We've had a number of people over the years bring up the topic of multiple network interfaces on a single subnet.

Often done by Windows administrators or storage admins, where it works to varying degrees, this is sadly not proper IP networking practice.

Multiple interfaces on a single network (broadcast domain) is officially supported by LACP. You configure a single lagg interface with several Ethernet interfaces and that will work. The interface shows up to the OS as a single connection to the network.

Multiple IP addresses on a single subnet are supported through IP aliases. You do not need multiple physical interfaces on the network. Multiple physical interfaces on the same network may not work the way you anticipate.

You can place the network IP and aliases on a LACP link and that works.

LACP has some limitations in that packets are not "load balanced." Packets for a given destination are deterministically routed out a specific interface in order to prevent out-of-order packet delivery. This means LACP is probably not useful for small deployments (less than 10 hosts, maybe) but is a massive win with large numbers of busy clients.

Now there will invariably be some people who will say ... "WRONG! I know that multiple interfaces are legal!" At which we come to an impasse about what kind-of works versus what actually happens. People see things like the term "bind to the IP address". What most people want this to mean is that when you bind to an IP address that's assigned to a specific card, traffic goes in/out that card. This doesn't happen. Sorry.

I don't actually care to debate with you why you feel multiple non-LACP interfaces "should" work a certain way. I don't actually care if you think it worked for you under Windows or on some storage platform. I'm here to document the way it works on FreeBSD, Linux, Apple, and most other UNIX variants. I didn't make these design decisions but I am spending some time here to help you understand them. So please don't belabor the point.

FreeBSD is a sophisticated, modern operating system, and the way traffic is routed is based on an abstracted networking subsystem. Multiple interfaces on a single subnet is an oxymoron and in order to make it "work right" that way, there would need to be another selection layer in the network stack to handle traffic delivery, in addition to the route table lookup. You essentially need another layer to notice that a given destination has multiple possible links, and then search to see if any of those links are best, which adds a lot of complexity.
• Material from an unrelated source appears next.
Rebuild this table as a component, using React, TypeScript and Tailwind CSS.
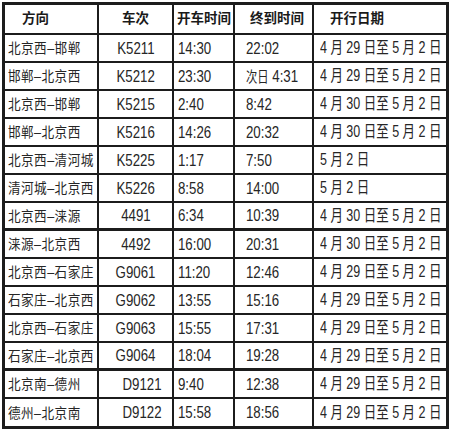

Modern systems typically don't do this because it's slow, and there are standards such as LACP to do it, and there are 10GbE interfaces available, and on top of that, rational network designs like what I suggest above can be used to make multiple separate subnets, so there are multiple ways to "do it better."

Almost all modern UNIX operating systems use abstracted networking stacks. Output traffic is handled through the route table, so the outbound load balancing that you are hoping to see by putting two interfaces on a single network ... just doesn't happen. The authors of the modern stacks know 802.3ad exists; it isn't 1989 anymore and RFC1122 stupidity is pointless. Making multiple interfaces work through a SECOND mechanism - in particular the "route it out the same interface" mechanism many people in this situation seem to expect - would require each packet to be looked up again in a different way, dramatically reducing throughput.

Apple has their own explanation here: http://support.apple.com/kb/TS3679

Microsoft explains how this nonstandard configuration actually works on Windows: https://support.microsoft.com/en-us/kb/175767

National Instruments writes a small book on the topic: http://www.ni.com/white-paper/12558/en/

Ubuntu also has an explanation.

It's a terminology thing. People want to assume that when you bind to an IP address that's assigned to a specific card, traffic goes in/out that card. This does not happen.

You can certainly "bind to an IP address" in UNIX but in FreeBSD it's an abstraction that makes no guarantees as to the physical handling of the traffic. This is really useful in many environments for lots of stuff. For example, you can get network redundancy for a server using OSPF by putting your service addresses on a loopback interface, and then advertising that into your interior gateway protocol using OSPF or some other IGP. The address that all external traffic uses isn't configured on ANY ethernet interface. Userland applications "bind to the IP address" just like it was an alias (or the primary address) on an ethernet interface... anyways, point is, application level binding is pretty much not closely coupled to physical interfaces. FreeBSD has a rich set of network interfaces that it supports, including point to point links (PPP, SLIP, parallel port cable), ATM, etc., and the networking subsystem presents it all as an abstraction to the userland. So of course since a lot of the IP configuration is driven by what's defined for physical interfaces, this leads to operational and terminology confusion.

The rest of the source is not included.